和歌山の別居問題(1)約束した面会交流がなされないときの対処

約束した面会交流がなされないときの対処

 家庭裁判所での調停や審判で面会交流について決められたとしても、その後、実際に子の監護をしている親が、他方の親に対し、面会交流をさせなかったり、決められた面会交流の方法や場所を守らない、といった事態が生じることがあります。

 このように調停や審判で決められた面会交流を守らない場合の対処方法としては、(1)履行勧告、(2)間接強制、(3)再調停、(4)親権者(監護者)変更、(5)損害賠償請求、などが考えられます。以下、順に説明します。

(1)履行勧告について

 履行勧告とは、家庭裁判所にその申出をすると、家庭裁判所調査官等が面会交流の状況を調査し、必要に応じて、相手に対し、決められた面会交流を行うよう勧告してくれるというものです。

 申出に費用はかかりません。

 もっとも、履行勧告には強制力はありませんので、相手が勧告に従わなければ、それ以上のことはできません。

(2)間接強制について

 間接強制とは、家庭裁判所が相手に対し、決められた面会交流を守るよう命令するとともに、もし命令に従わなかった場合には金銭の支払うこと(例えば1回あたり〇万円など)を命令する、というものです。

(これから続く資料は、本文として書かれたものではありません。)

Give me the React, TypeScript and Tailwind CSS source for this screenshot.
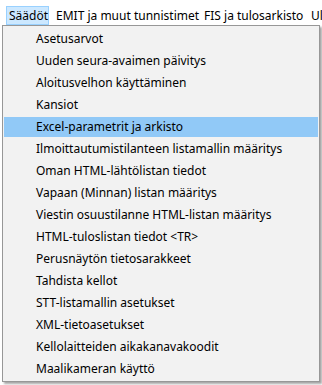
import React from 'react';

const MENU_BAR = [
  { label: 'EMIT ja muut tunnistimet', width: 'w-[148px]' },
  { label: 'FIS ja tulosarkisto', width: 'w-[107px]' },
  { label: 'Ulkoasu', width: 'w-[60px]' },
];

const ITEMS = [
  'Asetusarvot',
  'Uuden seura-avaimen päivitys',
  'Aloitusvelhon käyttäminen',
  'Kansiot',
  'Excel-parametrit ja arkisto',
  'Ilmoittautumistilanteen listamallin määritys',
  'Oman HTML-lähtölistan tiedot',
  'Vapaan (Minnan) listan määritys',
  'Viestin osuustilanne HTML-listan määritys',
  'HTML-tuloslistan tiedot <TR>',
  'Perusnäytön tietosarakkeet',
  'Tahdista kellot',
  'STT-listamallin asetukset',
  'XML-tietoasetukset',
  'Kellolaitteiden aikakanavakoodit',
  'Maalikameran käyttö',
];

// Korostettu rivi (hiiri päällä)
const ACTIVE = 4;

export default function App() {
  return (
    <div className="relative w-[322px] h-[385px] overflow-hidden bg-white text-[12px] text-black font-['Segoe_UI','Noto_Sans',sans-serif]">
      {/* Valikkorivi */}
      <div className="flex items-center pt-[6px] h-[25px] whitespace-nowrap">
        <div className="ml-[6px] w-[45px] h-[19px] flex items-center pl-[2px] border border-[#99d1ff] bg-[#cce8ff]">
          Säädöt
        </div>
        <div className="ml-[7px] flex">
          {MENU_BAR.map((m) => (
            <div key={m.label} className={`${m.width} h-[19px] flex items-center shrink-0`}>
              {m.label}
            </div>
          ))}
        </div>
      </div>

      {/* Avattu alasvetovalikko */}
      <div className="absolute left-[2px] top-[25px] w-[318px] border border-[#979797] bg-[#f2f2f2] pt-[2px] pb-[1px] shadow-[2px_2px_2px_rgba(0,0,0,0.35)]">
        {ITEMS.map((item, i) => (
          <div key={item} className="h-[22px] px-[1px] py-[1px]">
            <div
              className={`h-[20px] flex items-center pl-[32px] whitespace-nowrap ${
                i === ACTIVE ? 'bg-[#91c9f7]' : ''
              }`}
            >
              {item}
            </div>
          </div>
        ))}
      </div>
    </div>
  );
}
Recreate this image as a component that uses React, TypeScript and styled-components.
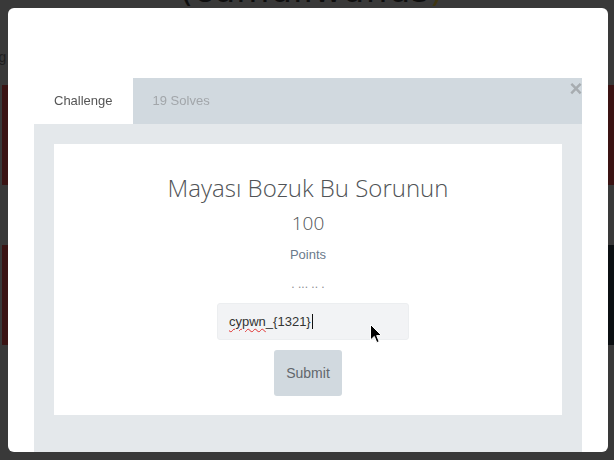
import React from "react";
import styled, { createGlobalStyle } from "styled-components";

const Global = createGlobalStyle`
  html, body { margin: 0; padding: 0; }
  body {
    background: #393939;
    width: 614px;
    height: 460px;
    overflow: hidden;
    font-family: "Liberation Sans", Arial, sans-serif;
  }
`;

/* ---------- backdrop page (already dimmed by the modal overlay) ---------- */
const Page = styled.div`
  display: flex;
  flex-direction: column;
  height: 460px;
  padding-left: 2px;
`;

const LogoBar = styled.div`
  height: 8px;
  overflow: hidden;
  display: flex;
  justify-content: center;
`;

const Logo = styled.div`
  margin-top: -27px;
  margin-left: 8px;
  font-family: "DejaVu Sans", sans-serif;
  font-size: 34px;
  line-height: 34px;
  letter-spacing: 1px;
  color: #0e0e0e;
  & > b {
    color: #3f3510;
    font-weight: 400;
  }
`;

const Nav = styled.div`
  height: 77px;
  box-sizing: border-box;
  padding-top: 41px;
  font-size: 14px;
  line-height: 16px;
  color: #1e1e1e;
  margin-left: -44px;
`;

const CardRow = styled.div<{ $gapTop: number }>`
  display: grid;
  grid-template-columns: 1fr 1fr;
  gap: 8px;
  height: 100px;
  margin-top: ${(p) => p.$gapTop}px;
`;

const Card = styled.div<{ $tone: "red" | "dark" }>`
  background: ${(p) => (p.$tone === "red" ? "#3a1313" : "#0b0f12")};
`;

/* ---------- modal ---------- */
const Modal = styled.div`
  position: fixed;
  top: 8px;
  left: 8px;
  width: 600px;
  height: 444px;
  background: #fff;
  border-radius: 6px;
  overflow: hidden;
  display: flex;
  flex-direction: column;
  padding: 70px 26px 0;
  box-sizing: border-box;
`;

const TabBar = styled.div`
  position: relative;
  display: flex;
  height: 46px;
  background: #d1d9df;
  flex-shrink: 0;
`;

const Tab = styled.div<{ $active?: boolean }>`
  padding: 0 20px;
  line-height: 46px;
  font-size: 13px;
  color: ${(p) => (p.$active ? "#555" : "#a2a6aa")};
  background: ${(p) => (p.$active ? "#fff" : "transparent")};
`;

const Close = styled.div`
  position: absolute;
  right: -1px;
  top: 0;
  width: 14px;
  text-align: center;
  font-family: "Liberation Sans", Arial, sans-serif;
  font-weight: 700;
  font-size: 22px;
  line-height: 22px;
  color: #a7acb0;
`;

const TabBody = styled.div`
  flex: 1;
  background: #e4e8eb;
  padding: 20px;
`;

const Panel = styled.div`
  position: relative;
  background: #fff;
  display: flex;
  flex-direction: column;
  align-items: center;
  padding: 30px 0 19px;
`;

const Title = styled.h3`
  margin: 0;
  font-family: "Open Sans", sans-serif;
  font-weight: 300;
  font-size: 24px;
  line-height: 28.8px;
  color: #505356;
`;

const Value = styled.div`
  margin-top: 9px;
  font-family: "Open Sans", sans-serif;
  font-weight: 300;
  font-size: 19px;
  line-height: 22.8px;
  color: #505356;
`;

const Label = styled.div`
  margin-top: 12px;
  font-size: 13px;
  line-height: 15px;
  color: #6b7a8b;
`;

const Desc = styled.div`
  margin-top: 15px;
  font-size: 12px;
  line-height: 14px;
  color: #8a8e92;
  white-space: pre;
`;

const Field = styled.div`
  position: relative;
  margin-top: 12px;
  margin-left: 10px;
  width: 192px;
  height: 37px;
  box-sizing: border-box;
  background: #f2f3f5;
  border: 1px solid #eceef0;
  border-radius: 3px;
  padding-left: 11px;
  display: flex;
  align-items: center;
  font-size: 13px;
  color: #333;
`;

const Misspelled = styled.span`
  text-decoration: underline wavy #e03030;
  text-decoration-thickness: 1px;
  text-underline-offset: 2px;
`;

const Caret = styled.span`
  display: inline-block;
  width: 1px;
  height: 15px;
  background: #111;
  margin-left: 1px;
`;

const Pointer = styled.svg`
  position: absolute;
  left: 152px;
  top: 20px;
`;

const Submit = styled.button`
  margin-top: 10px;
  height: 46px;
  padding: 0 12px;
  border: none;
  border-radius: 3px;
  background: #d1d9df;
  font-family: "Liberation Sans", Arial, sans-serif;
  font-size: 14px;
  color: #62676c;
`;

export default function App() {
  return (
    <>
      <Global />
      <Page>
        <LogoBar>
          <Logo>
            (cumullwuflus<b>)</b>
          </Logo>
        </LogoBar>
        <Nav>Catalog</Nav>
        <CardRow $gapTop={0}>
          <Card $tone="red" />
          <Card $tone="red" />
        </CardRow>
        <CardRow $gapTop={60}>
          <Card $tone="red" />
          <Card $tone="dark" />
        </CardRow>
      </Page>
      <Modal>
        <TabBar>
          <Tab $active>Challenge</Tab>
          <Tab>19 Solves</Tab>
          <Close>×</Close>
        </TabBar>
        <TabBody>
          <Panel>
            <Title>Mayası Bozuk Bu Sorunun</Title>
            <Value>100</Value>
            <Label>Points</Label>
            <Desc>{". ... .. ."}</Desc>
            <Field>
              <Misspelled>cypwn</Misspelled>_{"{1321}"}
              <Caret />
              <Pointer width="13" height="20" viewBox="0 0 13 20">
                <path
                  d="M0.5 0.5 L0.5 16 L4.3 12.4 L6.8 18.6 L9.2 17.6 L6.7 11.6 L11.6 11.6 Z"
                  fill="#000"
                  stroke="#fff"
                  strokeWidth="1"
                  strokeLinejoin="round"
                />
              </Pointer>
            </Field>
            <Submit>Submit</Submit>
          </Panel>
        </TabBody>
      </Modal>
    </>
  );
}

 これにより相手に対し心理的な強制をして、決められた面会交流を守らせようとする制度です。

 もっとも、間接強制を利用するためには、面会交流を定めた調停調書(調停での合意書)の中で、面会交流において相手がなすべき行為が明確かつ具体的に定められている必要があります。

 よって、調停の際には、将来、間接強制が利用できるような調停調書となるよう、きちんと考えて合意する必要があります。

(3)再調停について

 再調停とは、決められた面会交流が守られないことを理由に、再度、面会交流についての調停を申立てるというものです。

(4)親権者(監護者)変更

 親権者(監護者)変更とは、面会交流を守らないような親は、親権者あるいは監護者として適切ではないということを理由に、家庭裁判所に対し、親権者(監護者)を相手から申立人に変更すべき、との申立てをすることです。

 親権者や監護者が変更されれば、申立人が子を監護できるようになります。

 面会交流を守らないという理由だけで親権者(監護者)変更が認められることは一般的には難しいですが、監護が不適切であるとの他の事情があれば、監護者の変更の判断がなされることもあると思われます。

(5)損害賠償請求

 損害賠償請求とは、面会交流を守らないことが不法行為にあたるとして金銭的な損害賠償を求めるというものです。

 もっとも、面会交流の解決にとって実効性があるかは疑問がありますし、金銭で賠償を受けることが子の利益につながるかという点からも疑問です。